Earle Smith of Dallas, Texas, doesn’t see himself as a coach. He calls his work a ministry.
As such, he strives to be a good role model for all the girls he trains in the Iconic Track Club. But he’s become much more than that to Nyla Banks, who will always remember him as her hero.
In late January, a normal track practice at W.T. White High School turned into a terrifying ordeal for the 10-year-old. She started feeling dizzy while running. Then she hit the ground.
“My head was hurting, and my chest was hurting. I don’t know what happened after that,” Nyla told NBC DFW.
“Coach said there’s no heartbeat. We can’t get a heartbeat,” her mom, Domeanica Carter-Banks added “It was the scariest moment because it got crazy pretty quick.”
Earle was never more grateful to be certified in CPR than in that moment. It had been 10 years since he underwent training, and despite never having used it before, he jumped right in — and brought Nyla back to life.
At the hospital, Nyla’s family learned she’d suffered cardiac arrest from a congenital heart condition that required surgery.

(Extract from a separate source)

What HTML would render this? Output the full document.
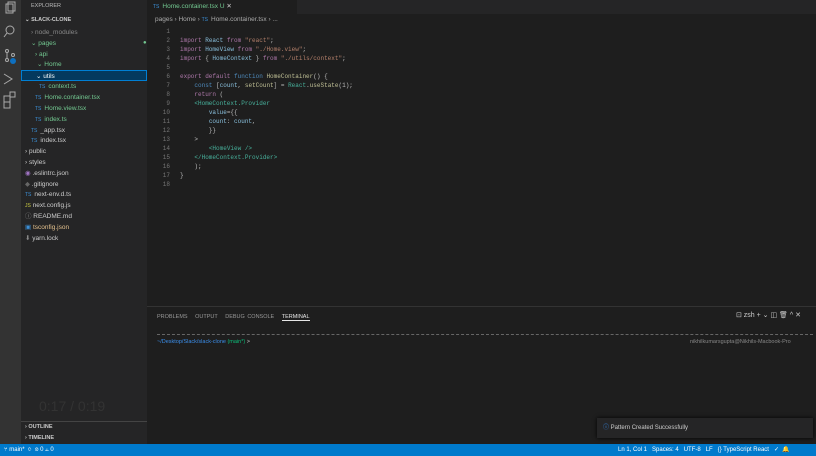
<!DOCTYPE html><html><head><style>
*{margin:0;padding:0;box-sizing:border-box}
body{width:816px;height:456px;background:#1e1e1e;font-family:"Liberation Sans",sans-serif;overflow:hidden;position:relative;color:#ccc}
.a{position:absolute}
#act{left:0;top:0;width:21px;height:444px;background:#333}
#side{left:21px;top:0;width:126px;height:444px;background:#252526}
.r{position:absolute;left:0;width:126px;height:11px;font-size:6.5px;line-height:11px;white-space:nowrap}
.g{color:#73c991}.u{position:absolute;right:10px;font-size:6px}
.ts{color:#3b8fd6;font-size:5px;margin-right:3px}
.code{position:absolute;font-family:"Liberation Mono",monospace;font-size:6px;white-space:pre;line-height:9px;opacity:.85}
.k{color:#c586c0}.b{color:#569cd6}.v{color:#9cdcfe}.s{color:#ce9178}.f{color:#dcdcaa}.t{color:#4ec9b0}
#status{left:0;top:444px;width:816px;height:12px;background:#007acc;color:#fff;font-size:6px;line-height:12px}
</style></head><body>
<div id="act" class="a">
<svg width="21" height="160" style="position:absolute;top:0;left:0" fill="none" stroke="#aaa" stroke-width="1">
<rect x="6" y="4" width="7" height="9"/><rect x="8" y="2" width="7" height="9"/>
<circle cx="10" cy="30" r="4"/><line x1="7" y1="33" x2="4" y2="37"/>
<circle cx="7" cy="51" r="1.5"/><circle cx="7" cy="60" r="1.5"/><circle cx="13" cy="55" r="1.5"/><line x1="7" y1="52" x2="7" y2="59"/>
<path d="M4 74 l8 5 -8 5"/><rect x="4" y="96" width="6" height="6"/><rect x="10" y="92" width="5" height="5"/><rect x="4" y="102" width="6" height="6"/>
<circle cx="9" cy="408" r="4"/><circle cx="9" cy="432" r="4"/>
</svg>
<div class="a" style="left:10px;top:58px;width:6px;height:6px;border-radius:3px;background:#0e70c0"></div>
</div>
<div id="side" class="a">
<div class="r" style="top:1px;left:10px;font-size:5.5px;color:#bbb">EXPLORER</div>
<div class="r" style="top:15px;left:4px;font-size:5.5px;font-weight:bold;color:#ccc">⌄ SLACK-CLONE</div>
<div class="r" style="top:27px;left:10px;color:#888">› node_modules</div>
<div class="r g" style="top:38px;left:10px">⌄ pages<span class="u" style="left:112px">●</span></div>
<div class="r g" style="top:49px;left:14px">› api</div>
<div class="r g" style="top:59px;left:16px">⌄ Home</div>
<div class="r" style="top:70px;left:0;background:#04395e;border:1px solid #007fd4;color:#fff;padding-left:14px">⌄ utils</div>
<div class="r g" style="top:81px;left:18px"><span class="ts">TS</span>context.ts</div>
<div class="r g" style="top:92px;left:14px"><span class="ts">TS</span>Home.container.tsx</div>
<div class="r g" style="top:103px;left:14px"><span class="ts">TS</span>Home.view.tsx</div>
<div class="r g" style="top:114px;left:14px"><span class="ts">TS</span>index.ts</div>
<div class="r" style="top:125px;left:10px"><span class="ts">TS</span>_app.tsx</div>
<div class="r" style="top:135px;left:10px"><span class="ts">TS</span>index.tsx</div>
<div class="r" style="top:146px;left:4px">› public</div>
<div class="r" style="top:157px;left:4px">› styles</div>
<div class="r" style="top:168px;left:4px"><span style="color:#a074c4">◉</span> .eslintrc.json</div>
<div class="r" style="top:179px;left:4px"><span style="color:#666">◆</span> .gitignore</div>
<div class="r" style="top:189px;left:4px"><span class="ts">TS</span>next-env.d.ts</div>
<div class="r" style="top:200px;left:4px"><span style="color:#cbcb41;font-size:5px">JS</span> next.config.js</div>
<div class="r" style="top:211px;left:4px"><span style="color:#888">ⓘ</span> README.md</div>
<div class="r" style="top:222px;left:4px;color:#e2c08d"><span style="color:#3b8fd6">▣</span> tsconfig.json</div>
<div class="r" style="top:233px;left:4px"><span style="color:#888">⬇</span> yarn.lock</div>
<div class="a" style="left:0;top:421px;width:126px;height:1px;background:#444"></div>
<div class="r" style="top:422px;left:4px;font-size:5.5px;font-weight:bold">› OUTLINE</div>
<div class="r" style="top:433px;left:4px;font-size:5.5px;font-weight:bold">› TIMELINE</div>
<div class="a" style="left:18px;top:398px;font-size:14px;color:#333">0:17 / 0:19</div>
</div>
<div class="a" style="left:147px;top:0;width:669px;height:14px;background:#252526"></div>
<div class="a" style="left:147px;top:0;width:150px;height:14px;background:#1e1e1e;font-size:6.5px;line-height:14px;padding-left:6px;color:#73c991"><span class="ts">TS</span>Home.container.tsx U <span style="color:#ccc">✕</span></div>
<div class="a" style="left:155px;top:16px;font-size:6.5px;color:#aaa">pages › Home › <span class="ts">TS</span>Home.container.tsx › ...</div>
<div class="code" style="left:156px;top:27px;color:#858585;text-align:right;width:14px">1
2
3
4
5
6
7
8
9
10
11
12
13
14
15
16
17
18</div>
<div class="code" style="left:180px;top:27px;color:#d4d4d4">
<span class="k">import</span> <span class="v">React</span> <span class="k">from</span> <span class="s">"react"</span>;
<span class="k">import</span> <span class="v">HomeView</span> <span class="k">from</span> <span class="s">"./Home.view"</span>;
<span class="k">import</span> { <span class="v">HomeContext</span> } <span class="k">from</span> <span class="s">"./utils/context"</span>;

<span class="k">export default</span> <span class="b">function</span> <span class="f">HomeContainer</span>() {
    <span class="b">const</span> [<span class="v">count</span>, <span class="f">setCount</span>] = <span class="t">React</span>.<span class="f">useState</span>(1);
    <span class="k">return</span> (
    <span class="t">&lt;HomeContext.Provider</span>
        <span class="v">value</span>={{
        <span class="v">count</span>: <span class="v">count</span>,
        }}
    &gt;
        <span class="t">&lt;HomeView /&gt;</span>
    <span class="t">&lt;/HomeContext.Provider&gt;</span>
    );
}
</div>
<div class="a" style="left:147px;top:306px;width:669px;height:1px;background:#333"></div>
<div class="a" style="left:157px;top:314px;font-size:5.5px;color:#999;word-spacing:1px">PROBLEMS &nbsp; OUTPUT &nbsp; DEBUG CONSOLE &nbsp; <span style="color:#e7e7e7;border-bottom:1px solid #e7e7e7">TERMINAL</span></div>
<div class="a" style="left:736px;top:311px;font-size:7px;color:#ccc">⊡ zsh + ⌄ ◫ 🗑 ^ ✕</div>
<div class="a" style="left:157px;top:334px;width:656px;border-top:1px dashed #666"></div>
<div class="a" style="left:157px;top:339px;font-size:5.5px;color:#3b8eea">~/Desktop/Slack/slack-clone <span style="color:#0dbc79">(main*)</span> <span style="color:#ccc">&gt;</span></div>
<div class="a" style="left:690px;top:339px;font-size:5.5px;color:#888">nikhilkumarsgupta@Nikhils-Macbook-Pro</div>
<div class="a" style="left:597px;top:418px;width:216px;height:20px;background:#252526;box-shadow:0 0 4px #000;font-size:6px;line-height:20px;padding-left:6px;color:#ccc"><span style="color:#3794ff">ⓘ</span> Pattern Created Successfully</div>
<div id="status" class="a"><span style="margin-left:4px">⑂ main* &nbsp;⟳ &nbsp;⊗ 0 ⚠ 0</span><span style="position:absolute;left:618px">Ln 1, Col 1 &nbsp; Spaces: 4 &nbsp; UTF-8 &nbsp; LF &nbsp; {} TypeScript React &nbsp; ✓ &nbsp;🔔</span></div>
</body></html>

Domeanica called it a ticking time bomb. It likely would have taken her daughter’s life if not for the coach’s actions.
“We’re grateful he was able to save our daughter’s life the way that he did,” she said.
As for Nyla, she proved herself to be one resilient girl. Just a few days after the incident, she was already up and giving interviews. She also looked forward to going back to school. The feeling was mutual among her classmates, who showed how much they missed her in a sweet display of support.
Now, Earle hopes their story will encourage others to learn CPR as well. The training is worth it even if you don’t have to use it, because one day, it could mean the difference between life and death. It certainly did for Nyla.